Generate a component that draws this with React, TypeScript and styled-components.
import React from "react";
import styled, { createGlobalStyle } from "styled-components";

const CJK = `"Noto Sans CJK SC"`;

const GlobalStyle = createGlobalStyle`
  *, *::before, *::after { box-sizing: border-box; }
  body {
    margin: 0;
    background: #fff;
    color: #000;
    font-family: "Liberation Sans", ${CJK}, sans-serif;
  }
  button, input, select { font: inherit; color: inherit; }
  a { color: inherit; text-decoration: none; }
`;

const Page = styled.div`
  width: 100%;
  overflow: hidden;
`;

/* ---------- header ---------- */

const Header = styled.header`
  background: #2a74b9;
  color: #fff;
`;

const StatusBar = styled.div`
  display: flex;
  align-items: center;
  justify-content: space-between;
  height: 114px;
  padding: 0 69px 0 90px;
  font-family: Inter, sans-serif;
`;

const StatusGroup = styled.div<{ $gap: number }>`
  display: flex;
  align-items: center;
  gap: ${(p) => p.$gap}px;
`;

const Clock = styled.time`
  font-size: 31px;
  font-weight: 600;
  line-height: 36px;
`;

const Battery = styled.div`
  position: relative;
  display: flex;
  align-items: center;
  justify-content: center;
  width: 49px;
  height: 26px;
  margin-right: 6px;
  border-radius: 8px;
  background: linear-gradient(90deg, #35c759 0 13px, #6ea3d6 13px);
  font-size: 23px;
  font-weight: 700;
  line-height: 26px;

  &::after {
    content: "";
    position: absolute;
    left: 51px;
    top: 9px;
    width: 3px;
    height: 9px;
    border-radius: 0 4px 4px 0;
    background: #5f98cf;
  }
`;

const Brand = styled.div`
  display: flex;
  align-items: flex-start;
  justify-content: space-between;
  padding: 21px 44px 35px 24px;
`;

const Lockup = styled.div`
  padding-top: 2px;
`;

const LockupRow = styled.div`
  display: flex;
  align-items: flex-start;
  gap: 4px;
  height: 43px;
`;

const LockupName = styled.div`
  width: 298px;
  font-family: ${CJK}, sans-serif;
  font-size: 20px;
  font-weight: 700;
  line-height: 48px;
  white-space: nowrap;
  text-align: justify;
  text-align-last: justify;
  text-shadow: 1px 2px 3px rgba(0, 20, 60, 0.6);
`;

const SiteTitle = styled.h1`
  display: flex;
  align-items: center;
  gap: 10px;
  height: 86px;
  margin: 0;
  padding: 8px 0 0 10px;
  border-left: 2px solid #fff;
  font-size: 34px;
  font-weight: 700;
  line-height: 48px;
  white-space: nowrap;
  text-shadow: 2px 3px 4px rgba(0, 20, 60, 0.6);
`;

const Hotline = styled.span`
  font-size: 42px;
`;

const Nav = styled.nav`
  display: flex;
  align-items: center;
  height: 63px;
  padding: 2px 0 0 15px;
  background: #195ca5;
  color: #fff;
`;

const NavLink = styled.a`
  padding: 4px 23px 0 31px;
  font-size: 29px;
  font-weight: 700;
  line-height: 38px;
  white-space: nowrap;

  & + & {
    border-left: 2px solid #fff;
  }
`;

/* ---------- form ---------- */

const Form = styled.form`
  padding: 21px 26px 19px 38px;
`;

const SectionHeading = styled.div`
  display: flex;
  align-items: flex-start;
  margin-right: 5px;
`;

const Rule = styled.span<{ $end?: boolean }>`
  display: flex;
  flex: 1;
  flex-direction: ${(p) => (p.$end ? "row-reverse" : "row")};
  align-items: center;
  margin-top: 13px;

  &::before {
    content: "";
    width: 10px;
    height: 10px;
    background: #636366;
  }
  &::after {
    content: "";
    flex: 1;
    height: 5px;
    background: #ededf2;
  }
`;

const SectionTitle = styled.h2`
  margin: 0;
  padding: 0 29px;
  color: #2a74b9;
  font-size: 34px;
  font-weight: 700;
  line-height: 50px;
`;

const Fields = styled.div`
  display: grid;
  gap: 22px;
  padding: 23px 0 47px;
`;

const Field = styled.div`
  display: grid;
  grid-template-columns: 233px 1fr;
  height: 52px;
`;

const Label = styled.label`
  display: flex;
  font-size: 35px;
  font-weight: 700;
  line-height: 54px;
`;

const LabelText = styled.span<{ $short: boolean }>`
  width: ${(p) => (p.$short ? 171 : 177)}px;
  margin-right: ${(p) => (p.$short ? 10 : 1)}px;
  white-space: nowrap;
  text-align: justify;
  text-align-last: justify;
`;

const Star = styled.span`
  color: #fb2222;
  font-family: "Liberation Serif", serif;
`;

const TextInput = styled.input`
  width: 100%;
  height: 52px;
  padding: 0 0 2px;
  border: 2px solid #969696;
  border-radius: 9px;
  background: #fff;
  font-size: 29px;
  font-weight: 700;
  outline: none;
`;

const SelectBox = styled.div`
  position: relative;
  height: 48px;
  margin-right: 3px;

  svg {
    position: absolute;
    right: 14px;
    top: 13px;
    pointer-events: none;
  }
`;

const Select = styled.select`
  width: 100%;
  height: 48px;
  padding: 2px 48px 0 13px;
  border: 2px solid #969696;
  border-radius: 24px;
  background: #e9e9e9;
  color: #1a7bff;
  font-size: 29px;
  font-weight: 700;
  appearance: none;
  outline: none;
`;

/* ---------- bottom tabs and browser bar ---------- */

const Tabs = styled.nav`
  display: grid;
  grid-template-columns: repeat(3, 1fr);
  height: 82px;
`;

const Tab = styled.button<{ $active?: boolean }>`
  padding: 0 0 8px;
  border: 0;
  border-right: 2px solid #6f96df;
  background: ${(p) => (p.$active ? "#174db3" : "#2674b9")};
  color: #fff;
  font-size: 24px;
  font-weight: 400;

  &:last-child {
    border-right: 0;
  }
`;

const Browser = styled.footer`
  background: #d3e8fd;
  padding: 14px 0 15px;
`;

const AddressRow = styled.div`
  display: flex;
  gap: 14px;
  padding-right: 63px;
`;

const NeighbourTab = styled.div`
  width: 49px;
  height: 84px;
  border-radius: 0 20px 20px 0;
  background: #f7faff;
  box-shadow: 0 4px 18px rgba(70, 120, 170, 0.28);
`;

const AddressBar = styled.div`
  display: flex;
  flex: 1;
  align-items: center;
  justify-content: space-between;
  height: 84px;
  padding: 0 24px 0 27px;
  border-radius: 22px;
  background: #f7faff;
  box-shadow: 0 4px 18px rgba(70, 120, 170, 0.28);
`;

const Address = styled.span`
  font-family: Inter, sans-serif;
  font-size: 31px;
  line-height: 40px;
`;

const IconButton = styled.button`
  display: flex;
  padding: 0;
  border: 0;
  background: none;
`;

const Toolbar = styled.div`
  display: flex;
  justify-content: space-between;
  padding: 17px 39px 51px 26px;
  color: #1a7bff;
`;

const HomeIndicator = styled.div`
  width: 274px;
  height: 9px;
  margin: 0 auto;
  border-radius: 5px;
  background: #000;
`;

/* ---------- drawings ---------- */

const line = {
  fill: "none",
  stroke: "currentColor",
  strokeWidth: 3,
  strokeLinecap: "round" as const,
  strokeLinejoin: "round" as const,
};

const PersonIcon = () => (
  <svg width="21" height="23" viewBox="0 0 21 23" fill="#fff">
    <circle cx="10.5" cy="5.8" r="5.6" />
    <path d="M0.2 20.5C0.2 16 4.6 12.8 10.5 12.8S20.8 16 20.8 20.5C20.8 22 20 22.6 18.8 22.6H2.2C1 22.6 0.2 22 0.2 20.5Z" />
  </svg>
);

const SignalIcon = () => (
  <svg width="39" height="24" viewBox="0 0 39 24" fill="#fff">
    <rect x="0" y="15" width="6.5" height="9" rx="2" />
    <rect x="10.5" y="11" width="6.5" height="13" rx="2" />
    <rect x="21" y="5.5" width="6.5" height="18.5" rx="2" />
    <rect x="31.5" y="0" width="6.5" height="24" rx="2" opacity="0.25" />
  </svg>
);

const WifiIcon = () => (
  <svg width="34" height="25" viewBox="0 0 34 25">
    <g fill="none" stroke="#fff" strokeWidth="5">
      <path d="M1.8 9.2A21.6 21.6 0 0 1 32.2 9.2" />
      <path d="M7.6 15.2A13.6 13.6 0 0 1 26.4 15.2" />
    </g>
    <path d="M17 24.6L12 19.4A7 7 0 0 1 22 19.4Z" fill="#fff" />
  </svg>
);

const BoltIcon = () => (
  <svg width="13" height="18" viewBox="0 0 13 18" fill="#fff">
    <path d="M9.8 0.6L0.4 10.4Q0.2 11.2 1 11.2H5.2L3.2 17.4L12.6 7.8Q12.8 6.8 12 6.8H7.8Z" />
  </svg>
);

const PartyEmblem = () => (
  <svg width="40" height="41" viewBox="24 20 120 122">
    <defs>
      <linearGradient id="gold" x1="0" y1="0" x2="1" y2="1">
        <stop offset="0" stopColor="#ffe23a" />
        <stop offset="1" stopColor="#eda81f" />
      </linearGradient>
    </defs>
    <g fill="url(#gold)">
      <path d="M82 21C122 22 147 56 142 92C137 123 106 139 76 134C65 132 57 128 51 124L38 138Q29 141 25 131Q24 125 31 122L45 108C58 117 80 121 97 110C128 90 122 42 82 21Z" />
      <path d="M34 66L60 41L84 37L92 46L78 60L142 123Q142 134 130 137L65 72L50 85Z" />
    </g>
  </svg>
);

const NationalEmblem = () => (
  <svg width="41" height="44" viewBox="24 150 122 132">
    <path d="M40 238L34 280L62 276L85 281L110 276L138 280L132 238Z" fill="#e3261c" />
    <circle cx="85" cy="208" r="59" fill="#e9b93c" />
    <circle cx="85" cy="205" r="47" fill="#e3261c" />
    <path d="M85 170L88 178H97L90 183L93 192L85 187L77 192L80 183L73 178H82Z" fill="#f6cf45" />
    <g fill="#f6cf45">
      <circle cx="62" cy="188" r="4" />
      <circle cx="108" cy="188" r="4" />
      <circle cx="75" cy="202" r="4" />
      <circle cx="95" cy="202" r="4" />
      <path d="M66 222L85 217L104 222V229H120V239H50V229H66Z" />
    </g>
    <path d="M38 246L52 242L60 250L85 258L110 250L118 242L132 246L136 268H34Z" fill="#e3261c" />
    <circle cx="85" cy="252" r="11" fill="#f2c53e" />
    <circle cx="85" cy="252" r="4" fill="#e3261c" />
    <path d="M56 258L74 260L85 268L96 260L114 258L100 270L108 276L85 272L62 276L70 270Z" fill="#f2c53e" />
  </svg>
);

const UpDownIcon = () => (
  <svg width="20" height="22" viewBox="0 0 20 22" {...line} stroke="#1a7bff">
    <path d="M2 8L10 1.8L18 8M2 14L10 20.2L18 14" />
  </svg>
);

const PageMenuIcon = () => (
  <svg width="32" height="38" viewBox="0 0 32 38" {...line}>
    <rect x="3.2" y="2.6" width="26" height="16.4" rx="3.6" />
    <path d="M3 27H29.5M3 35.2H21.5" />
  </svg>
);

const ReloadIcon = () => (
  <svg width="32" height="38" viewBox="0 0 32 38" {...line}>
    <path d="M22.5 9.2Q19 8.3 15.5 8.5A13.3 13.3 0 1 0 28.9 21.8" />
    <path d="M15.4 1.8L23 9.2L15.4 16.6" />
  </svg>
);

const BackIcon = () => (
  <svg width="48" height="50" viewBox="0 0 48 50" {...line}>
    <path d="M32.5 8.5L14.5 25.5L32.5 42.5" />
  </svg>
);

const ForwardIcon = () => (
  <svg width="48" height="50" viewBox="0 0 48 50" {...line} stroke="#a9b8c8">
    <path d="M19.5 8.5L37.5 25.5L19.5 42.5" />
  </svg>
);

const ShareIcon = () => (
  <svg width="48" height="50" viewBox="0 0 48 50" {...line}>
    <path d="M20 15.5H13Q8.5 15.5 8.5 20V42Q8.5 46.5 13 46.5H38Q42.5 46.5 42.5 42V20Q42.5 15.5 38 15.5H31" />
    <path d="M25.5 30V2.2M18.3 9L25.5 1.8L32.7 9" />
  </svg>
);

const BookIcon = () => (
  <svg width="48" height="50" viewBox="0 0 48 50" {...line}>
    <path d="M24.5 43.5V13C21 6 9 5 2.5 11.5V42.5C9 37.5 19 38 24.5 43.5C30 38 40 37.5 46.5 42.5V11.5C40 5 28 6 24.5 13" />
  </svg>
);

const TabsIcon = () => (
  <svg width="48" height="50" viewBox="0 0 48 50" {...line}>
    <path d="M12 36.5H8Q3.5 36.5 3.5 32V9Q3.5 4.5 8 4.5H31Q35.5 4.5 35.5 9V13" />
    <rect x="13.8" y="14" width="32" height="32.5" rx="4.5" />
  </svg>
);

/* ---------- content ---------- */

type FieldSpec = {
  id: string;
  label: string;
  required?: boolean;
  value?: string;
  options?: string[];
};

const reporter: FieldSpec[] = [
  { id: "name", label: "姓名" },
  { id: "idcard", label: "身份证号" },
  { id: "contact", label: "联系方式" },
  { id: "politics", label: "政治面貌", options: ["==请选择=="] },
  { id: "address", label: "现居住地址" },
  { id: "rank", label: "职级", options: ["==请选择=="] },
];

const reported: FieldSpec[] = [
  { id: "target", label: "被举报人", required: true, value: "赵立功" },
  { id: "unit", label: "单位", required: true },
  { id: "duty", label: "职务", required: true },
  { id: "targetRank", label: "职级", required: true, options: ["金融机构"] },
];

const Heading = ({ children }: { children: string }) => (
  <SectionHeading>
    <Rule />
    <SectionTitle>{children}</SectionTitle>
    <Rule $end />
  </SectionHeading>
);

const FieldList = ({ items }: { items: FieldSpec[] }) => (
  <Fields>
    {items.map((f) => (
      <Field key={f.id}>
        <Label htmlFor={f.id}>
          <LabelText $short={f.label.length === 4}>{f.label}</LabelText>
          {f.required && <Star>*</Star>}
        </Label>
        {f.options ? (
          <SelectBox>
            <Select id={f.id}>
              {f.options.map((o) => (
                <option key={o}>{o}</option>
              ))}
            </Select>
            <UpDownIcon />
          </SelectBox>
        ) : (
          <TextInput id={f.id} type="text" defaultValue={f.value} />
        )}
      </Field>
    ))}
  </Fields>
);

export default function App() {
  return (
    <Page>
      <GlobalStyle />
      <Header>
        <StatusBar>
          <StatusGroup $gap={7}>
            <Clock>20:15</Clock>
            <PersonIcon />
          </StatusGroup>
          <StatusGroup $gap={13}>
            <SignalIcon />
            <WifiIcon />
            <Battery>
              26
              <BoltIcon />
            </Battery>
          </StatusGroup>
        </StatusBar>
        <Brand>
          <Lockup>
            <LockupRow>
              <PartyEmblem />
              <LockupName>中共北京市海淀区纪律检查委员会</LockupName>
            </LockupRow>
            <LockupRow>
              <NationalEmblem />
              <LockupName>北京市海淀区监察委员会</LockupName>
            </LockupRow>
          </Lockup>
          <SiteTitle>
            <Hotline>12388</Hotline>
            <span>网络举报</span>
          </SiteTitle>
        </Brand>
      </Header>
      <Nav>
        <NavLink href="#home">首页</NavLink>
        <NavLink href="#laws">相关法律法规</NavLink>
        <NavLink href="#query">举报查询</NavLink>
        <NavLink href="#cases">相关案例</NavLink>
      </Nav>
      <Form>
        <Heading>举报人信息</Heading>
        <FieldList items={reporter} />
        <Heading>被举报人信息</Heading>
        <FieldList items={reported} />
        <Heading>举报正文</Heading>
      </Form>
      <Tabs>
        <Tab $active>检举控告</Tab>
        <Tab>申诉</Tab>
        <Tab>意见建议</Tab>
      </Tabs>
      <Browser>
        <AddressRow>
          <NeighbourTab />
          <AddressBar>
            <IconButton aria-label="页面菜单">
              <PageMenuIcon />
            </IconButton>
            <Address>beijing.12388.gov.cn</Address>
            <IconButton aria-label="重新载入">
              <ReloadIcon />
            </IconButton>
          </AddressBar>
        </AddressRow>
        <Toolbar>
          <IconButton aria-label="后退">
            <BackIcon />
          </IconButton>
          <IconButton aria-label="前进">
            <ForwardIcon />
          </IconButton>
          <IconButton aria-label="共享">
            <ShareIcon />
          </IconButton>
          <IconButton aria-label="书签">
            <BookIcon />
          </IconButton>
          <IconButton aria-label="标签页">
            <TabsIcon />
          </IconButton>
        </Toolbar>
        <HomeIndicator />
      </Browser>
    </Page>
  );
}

══════════════════════════════

Extract exactly the leading lines of the data, stopping at and including the line with "header ---------- */".

SOLUTION TO THIS EXERCISE:
Generate a component that draws this with React, TypeScript and styled-components.
import React from "react";
import styled, { createGlobalStyle } from "styled-components";

const CJK = `"Noto Sans CJK SC"`;

const GlobalStyle = createGlobalStyle`
  *, *::before, *::after { box-sizing: border-box; }
  body {
    margin: 0;
    background: #fff;
    color: #000;
    font-family: "Liberation Sans", ${CJK}, sans-serif;
  }
  button, input, select { font: inherit; color: inherit; }
  a { color: inherit; text-decoration: none; }
`;

const Page = styled.div`
  width: 100%;
  overflow: hidden;
`;

/* ---------- header ---------- */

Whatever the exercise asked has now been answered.